Caroline Binham
Bloomberg
Tuesday, Sept 30, 2008
The U.K.’s securities markets regulator will investigate short-selling of British banks and financial-services companies to determine whether any illegal market abuse occurred, a person close to the planned probe said.
The Financial Services Authority will examine whether false rumors or leaks were spread in the weeks before the London agency temporarily banned short-selling of U.K. financial institutions on Sept. 18, the person said.

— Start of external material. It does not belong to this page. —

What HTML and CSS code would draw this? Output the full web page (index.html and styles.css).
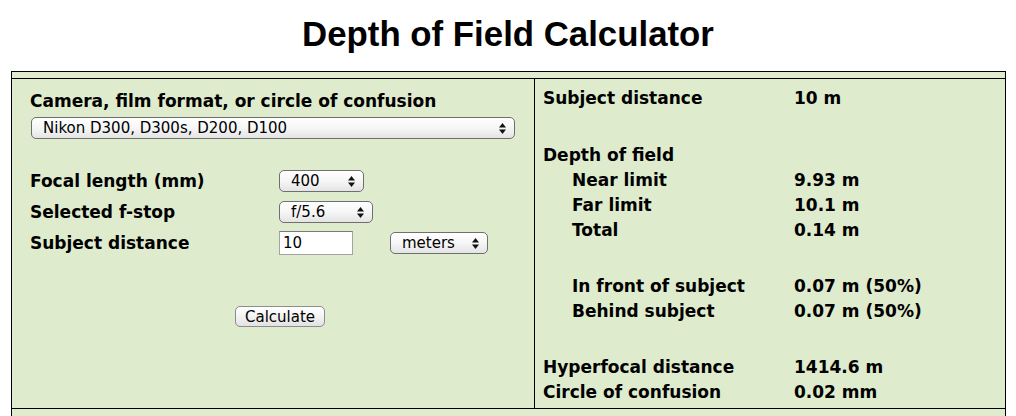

The FSA “want to look like they’re doing something,” said Ian Mason, a former FSA enforcement director and now a regulatory lawyer at London-based Barlow Lyde & Gilbert. “If they do commence such an investigation, we can expect it to be large- scale and intensive.”
(Article continues below)
The U.K. banned short selling of dozens of financial companies until mid-January after politicians and investors blamed the practice on market instability, such as a plunge in the market value of HBOS Plc before it agreed on Sept. 17 to a takeover by Lloyds TSB Group Plc. Almost $600 billion of credit losses have prompted banks to hoard cash and spurred the U.K. government’s seizure of Bradford & Bingley Plc.
The FSA’s probe comes a week after the U.S. Federal Bureau of Investigation started a criminal investigation into 26 companies, including Fannie Mae, Freddie Mac, Lehman Brothers Holdings Inc. and American International Group Inc. for possible accounting misstatements.